Everything in the last 20 years has been my pet project, so if you touch anything, it's going to be touching my pet project. [But] all these things that I caused to be built are actually essential to this country. We need the infrastructure, we need Putrajaya. Imagine what Kuala Lumpur would be like if the government administration were still there. Planning means looking ahead. When I do things, I think very far ahead, not 10 years, 20 years, [but] 100 years ahead.
Looking back on your anointed successors, it seems they all disappointed you. Are you bad at choosing good leaders?

I'm not very good at it. I assume that people react to things as I would react. For example, if you are nice to people, they should be nice to you. If somebody is going against you, yet you are willing to forget and forgive and give them a place again in the government, they will be very grateful.

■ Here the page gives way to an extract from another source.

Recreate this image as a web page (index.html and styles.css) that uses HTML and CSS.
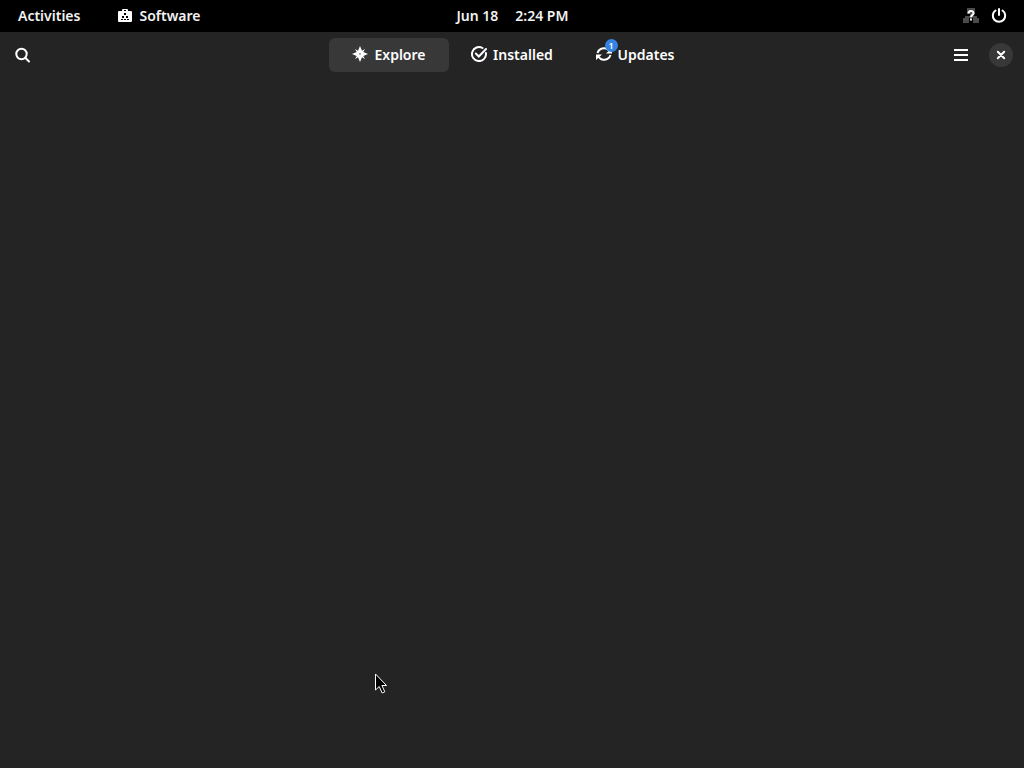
FILE: index.html
```html
<!DOCTYPE html>
<html lang="en">
<head>
    <meta charset="UTF-8">
    <meta name="viewport" content="width=device-width, initial-scale=1.0">
    <title>Software</title>
    <link rel="stylesheet" href="styles.css">
</head>
<body>
    <div class="desktop">
        <!-- Top panel -->
        <header class="panel">
            <div class="panel-left">
                <button class="panel-btn">Activities</button>
                <button class="panel-btn">
                    <svg class="icon" viewBox="0 0 16 16" fill="#fff">
                        <path fill-rule="evenodd" d="M5 4V3a1 1 0 0 1 1-1h4a1 1 0 0 1 1 1v1h3a1 1 0 0 1 1 1v9a1 1 0 0 1-1 1H2a1 1 0 0 1-1-1V5a1 1 0 0 1 1-1zM7 3v1h2V3zM7 6v2h2V6zM5 9v2h2V9zM9 9v2h2V9zM4 12v1h2v-1zM7 12v1h2v-1zM10 12v1h2v-1z"/>
                    </svg>
                    Software
                </button>
            </div>
            <button class="panel-btn clock"><span>Jun 18</span><span>2:24 PM</span></button>
            <div class="panel-right">
                <button class="panel-btn status" aria-label="System menu">
                    <svg class="icon" viewBox="0 0 16 16">
                        <path d="M4 1h8v6H9v2h5v2h2v5h-6v-5H6v5H0v-5h2V9h5V7H4z" fill="#4a4a4a"/>
                        <path d="M5.500 6.500C5.500 3.300 10.500 3.300 10.500 6.200c0 2-2.500 1.800-2.500 4" fill="none" stroke="#fff" stroke-width="2"/>
                        <path d="M7 11.500h2v2H7z" fill="#fff"/>
                    </svg>
                    <svg class="icon" viewBox="0 0 16 16" fill="none" stroke="#fff" stroke-width="2" stroke-linecap="round">
                        <path d="M4.500 3.500a6.200 6.200 0 1 0 7 0M8 2v6"/>
                    </svg>
                </button>
            </div>
        </header>

        <!-- Window header bar -->
        <nav class="headerbar">
            <div class="headerbar-start">
                <button class="icon-btn" aria-label="Search">
                    <svg class="icon" viewBox="0 0 16 16" fill="none" stroke="#fff" stroke-width="2" stroke-linecap="round">
                        <circle cx="6.500" cy="7" r="5.200"/>
                        <path d="M10.500 11l3.500 3.500"/>
                    </svg>
                </button>
            </div>
            <div class="switcher">
                <button class="tab active">
                    <svg class="icon" viewBox="0 0 16 16" fill="#fff">
                        <path fill-rule="evenodd" d="M8 0l2 4.700L13 3l-1.700 3L16 8l-4.700 2 1.700 3-3-1.700L8 16l-2-4.700L3 13l1.700-3L0 8l4.700-2L3 3l3 1.700zM8 7.200a.8.8 0 1 0 0 1.600.8.8 0 0 0 0-1.600z"/>
                    </svg>
                    Explore
                </button>
                <button class="tab">
                    <svg class="icon" viewBox="0 0 16 16" fill="none" stroke="#fff" stroke-width="2" stroke-linecap="round">
                        <path d="M11.500 2A7 7 0 1 0 14.900 7"/>
                        <path d="M4.800 7.500l3 3L15 3"/>
                    </svg>
                    Installed
                </button>
                <button class="tab">
                    <span class="icon-wrap">
                        <svg class="icon" viewBox="0 0 16 16" fill="none" stroke="#fff" stroke-width="2">
                            <path d="M1.500 7C2.500 3.500 6 1.800 9 2.300c2 .3 3.500 1.500 4.500 3"/>
                            <path d="M14.500 9c-1 3.500-4.500 5.200-7.500 4.700-2-.3-3.500-1.500-4.500-3"/>
                            <path d="M0 14V8.500h6zM16 2v5.500h-6z" fill="#fff" stroke="none"/>
                        </svg>
                        <span class="badge">1</span>
                    </span>
                    Updates
                </button>
            </div>
            <div class="headerbar-end">
                <button class="icon-btn" aria-label="Main menu">
                    <svg class="icon" viewBox="0 0 16 16" fill="#fff">
                        <path d="M1 2h14v2H1zM1 7h14v2H1zM1 12h14v2H1z"/>
                    </svg>
                </button>
                <button class="close-btn" aria-label="Close">
                    <svg class="icon" viewBox="0 0 16 16" fill="none" stroke="#fff" stroke-width="2" stroke-linecap="round">
                        <path d="M4.800 4.800l6.400 6.400M11.200 4.800l-6.400 6.400"/>
                    </svg>
                </button>
            </div>
        </nav>

        <main class="content"></main>

        <!-- Mouse pointer -->
        <svg class="pointer" viewBox="0 0 14 24">
            <path d="M1.500 2v16l3.700-3.500 3 6.500 2.600-1.200-2.900-6.300h4.600z" fill="#000" stroke="#fff"/>
        </svg>
    </div>
</body>
</html>
```

FILE: styles.css
```css
body {
    margin: 0;
    background-color: #242424;
    color: #fff;
    font-family: "Noto Sans", "Open Sans", sans-serif;
    font-size: 14px;
    font-weight: 600;
}

button {
    border: none;
    padding: 0;
    background: none;
    color: inherit;
    font: inherit;
}

.desktop {
    position: relative;
    display: flex;
    flex-direction: column;
    min-height: 100vh;
}

.icon {
    display: block;
    flex: none;
    width: 16px;
    height: 16px;
}

/* Top panel */
.panel {
    display: grid;
    grid-template-columns: 1fr auto 1fr;
    align-items: center;
    box-sizing: border-box;
    height: 32px;
    padding: 0 17px 2px 18px;
    background-color: #000;
    color: #f2f2f2;
}

.panel-left {
    display: flex;
    gap: 37px;
}

.panel-btn {
    display: flex;
    align-items: center;
    gap: 6px;
}

.clock {
    gap: 17px;
}

.panel-right {
    display: flex;
    justify-content: flex-end;
}

.status {
    gap: 12px;
}

/* Window header bar */
.headerbar {
    display: grid;
    grid-template-columns: 1fr auto 1fr;
    align-items: center;
    height: 46px;
    padding: 0 6px;
}

.switcher {
    display: flex;
    gap: 3px;
}

.tab {
    display: flex;
    align-items: center;
    justify-content: center;
    gap: 6px;
    box-sizing: border-box;
    width: 120px;
    height: 34px;
    padding-bottom: 2px;
    border-radius: 6px;
}

.tab:hover {
    background-color: #303030;
}

.tab.active {
    background-color: #383838;
}

.icon-wrap {
    position: relative;
}

.badge {
    position: absolute;
    top: -7px;
    right: -6px;
    width: 13px;
    height: 13px;
    border-radius: 50%;
    background-color: #3584e4;
    font-size: 9px;
    line-height: 13px;
    text-align: center;
}

.icon-btn {
    display: flex;
    align-items: center;
    justify-content: center;
    width: 34px;
    height: 34px;
}

.headerbar-end {
    display: flex;
    align-items: center;
    justify-content: flex-end;
    gap: 11px;
    padding-right: 5px;
}

.close-btn {
    display: flex;
    align-items: center;
    justify-content: center;
    width: 24px;
    height: 24px;
    border-radius: 50%;
    background-color: #383838;
}

.content {
    flex: 1;
}

.pointer {
    position: absolute;
    top: 672px;
    left: 374px;
    width: 14px;
    height: 24px;
}
```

But I find that the people I helped to reach certain heights actually turned against me.
Do you think Prime Minister Abdullah is ungrateful to you?

At least he should have noticed that I went out of my way to give him an opportunity.
Is he more afraid of dissent than you were?

He has made UMNO his personal party. They cannot say anything that he doesn't approve of. I'm being told, look, you mustn't criticize the Prime Minister because he is an institution, he is an UMNO president and therefore an institution. Yes, the UMNO president is an institution, but the incumbent is not. When I was there, he challenged me. Now he's not allowing anybody to say a word against him ... What I don't like is creating what would be called a police state. Nobody is allowed to organize any meeting and invite me to speak. If you do, the police call you up.
As Malaysia's Prime Minister, you saw yourself as the unofficial spokesman for the developing world. Is anyone taking up that role now?

Third World countries have got nobody to stand up for them. They either owe money to banks or they are receiving aid. We are much more free [in Malaysia]: we don't owe money, we don't ask for aid, and therefore we are in the position to speak up. If Malaysia gives up that role, it will be a very sad day because the strong countries will then steamroll over us. Thaksin [Shinawatra] said he wanted to be like me, but he did not [speak out], and Suharto is not around. So we have to wait for somebody ... Today, the tendency is to be associated with the big people. The [developing world wants] to be nice to President Bush, to praise Prime Minister Blair.
How do you view the Bush administration's efforts to build democracy in Iraq and Afghanistan?

Democracy must be internally generated. You cannot force it from the top—it's not going to work.